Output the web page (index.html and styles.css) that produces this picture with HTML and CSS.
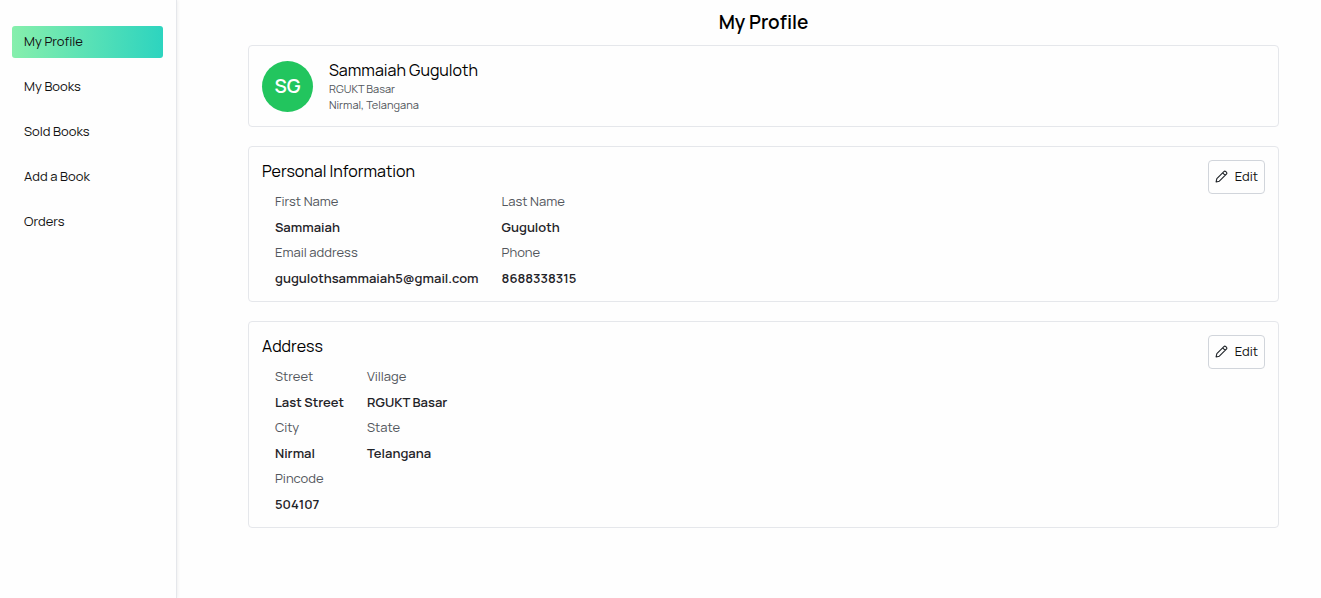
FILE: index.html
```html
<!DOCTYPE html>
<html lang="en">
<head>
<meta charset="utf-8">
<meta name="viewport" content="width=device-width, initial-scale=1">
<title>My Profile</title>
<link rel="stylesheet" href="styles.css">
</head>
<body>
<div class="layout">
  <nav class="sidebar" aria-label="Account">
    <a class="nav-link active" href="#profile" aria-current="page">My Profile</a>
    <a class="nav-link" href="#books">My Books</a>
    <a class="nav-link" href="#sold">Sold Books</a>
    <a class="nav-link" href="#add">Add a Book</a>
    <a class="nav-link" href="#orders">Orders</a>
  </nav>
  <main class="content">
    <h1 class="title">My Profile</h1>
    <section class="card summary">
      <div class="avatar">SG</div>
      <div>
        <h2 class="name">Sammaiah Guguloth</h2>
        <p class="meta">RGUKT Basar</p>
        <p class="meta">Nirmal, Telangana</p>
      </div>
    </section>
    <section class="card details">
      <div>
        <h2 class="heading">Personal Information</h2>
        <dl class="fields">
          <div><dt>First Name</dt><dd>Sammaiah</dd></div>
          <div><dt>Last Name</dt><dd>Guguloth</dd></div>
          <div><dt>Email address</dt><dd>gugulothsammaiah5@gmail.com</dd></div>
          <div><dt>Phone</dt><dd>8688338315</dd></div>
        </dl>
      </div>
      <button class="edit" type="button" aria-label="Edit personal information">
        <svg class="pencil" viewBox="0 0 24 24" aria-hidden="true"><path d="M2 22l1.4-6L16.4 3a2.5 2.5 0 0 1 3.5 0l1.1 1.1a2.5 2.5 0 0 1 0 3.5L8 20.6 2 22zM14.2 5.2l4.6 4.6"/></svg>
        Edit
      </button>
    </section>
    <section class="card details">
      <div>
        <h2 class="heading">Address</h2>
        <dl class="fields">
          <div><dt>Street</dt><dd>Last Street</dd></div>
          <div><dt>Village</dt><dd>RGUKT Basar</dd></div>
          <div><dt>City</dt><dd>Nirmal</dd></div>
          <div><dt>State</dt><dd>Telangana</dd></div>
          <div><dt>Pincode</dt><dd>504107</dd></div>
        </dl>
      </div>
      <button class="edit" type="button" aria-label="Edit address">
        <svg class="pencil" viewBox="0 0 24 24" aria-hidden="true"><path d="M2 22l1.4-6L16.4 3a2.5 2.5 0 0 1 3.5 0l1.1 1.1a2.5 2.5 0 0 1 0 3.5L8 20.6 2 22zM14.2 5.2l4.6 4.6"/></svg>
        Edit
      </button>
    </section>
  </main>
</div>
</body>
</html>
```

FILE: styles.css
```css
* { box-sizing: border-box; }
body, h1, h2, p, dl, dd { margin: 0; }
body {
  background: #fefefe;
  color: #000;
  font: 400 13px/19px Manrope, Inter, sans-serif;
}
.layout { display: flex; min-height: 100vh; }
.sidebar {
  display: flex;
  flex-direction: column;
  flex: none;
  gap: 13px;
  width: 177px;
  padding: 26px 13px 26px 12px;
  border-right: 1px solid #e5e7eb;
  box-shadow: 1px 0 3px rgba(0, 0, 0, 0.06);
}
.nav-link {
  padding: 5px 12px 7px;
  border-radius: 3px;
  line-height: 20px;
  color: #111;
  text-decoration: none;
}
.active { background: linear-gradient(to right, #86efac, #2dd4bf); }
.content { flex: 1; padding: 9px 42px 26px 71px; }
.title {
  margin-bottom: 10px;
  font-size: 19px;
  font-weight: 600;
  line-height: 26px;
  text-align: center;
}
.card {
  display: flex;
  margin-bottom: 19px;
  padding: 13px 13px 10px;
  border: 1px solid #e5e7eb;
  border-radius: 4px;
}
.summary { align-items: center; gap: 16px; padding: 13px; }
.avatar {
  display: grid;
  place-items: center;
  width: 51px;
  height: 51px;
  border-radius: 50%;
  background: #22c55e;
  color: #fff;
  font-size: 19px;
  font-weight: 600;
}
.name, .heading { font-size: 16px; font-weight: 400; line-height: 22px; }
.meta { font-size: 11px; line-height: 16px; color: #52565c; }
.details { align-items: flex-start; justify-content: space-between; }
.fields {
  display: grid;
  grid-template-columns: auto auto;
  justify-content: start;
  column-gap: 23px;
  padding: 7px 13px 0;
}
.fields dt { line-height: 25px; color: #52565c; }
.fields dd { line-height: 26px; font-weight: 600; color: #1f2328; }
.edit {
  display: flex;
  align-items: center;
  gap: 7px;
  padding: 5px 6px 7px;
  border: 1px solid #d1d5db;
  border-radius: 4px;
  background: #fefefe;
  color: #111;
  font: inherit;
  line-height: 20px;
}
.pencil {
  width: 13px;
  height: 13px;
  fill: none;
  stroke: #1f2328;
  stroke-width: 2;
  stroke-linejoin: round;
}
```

...

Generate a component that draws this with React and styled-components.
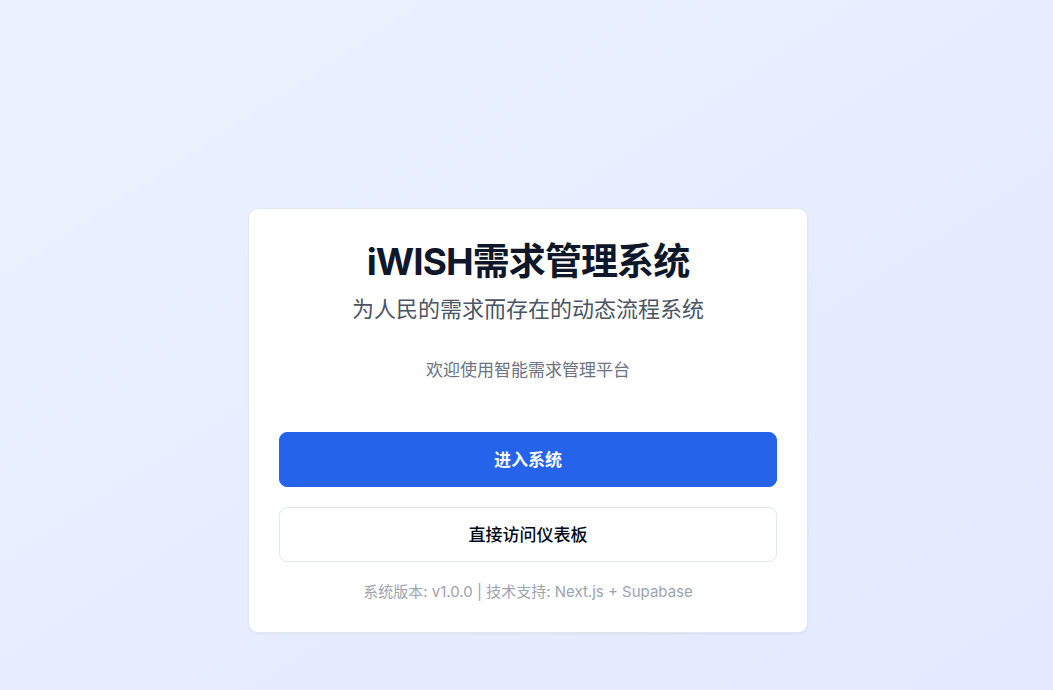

▶ [What to produce]
Which lines hold the word "that"? Copy every one of them.

▶ [Problem solution]
Output the web page (index.html and styles.css) that produces this picture with HTML and CSS.
Generate a component that draws this with React and styled-components.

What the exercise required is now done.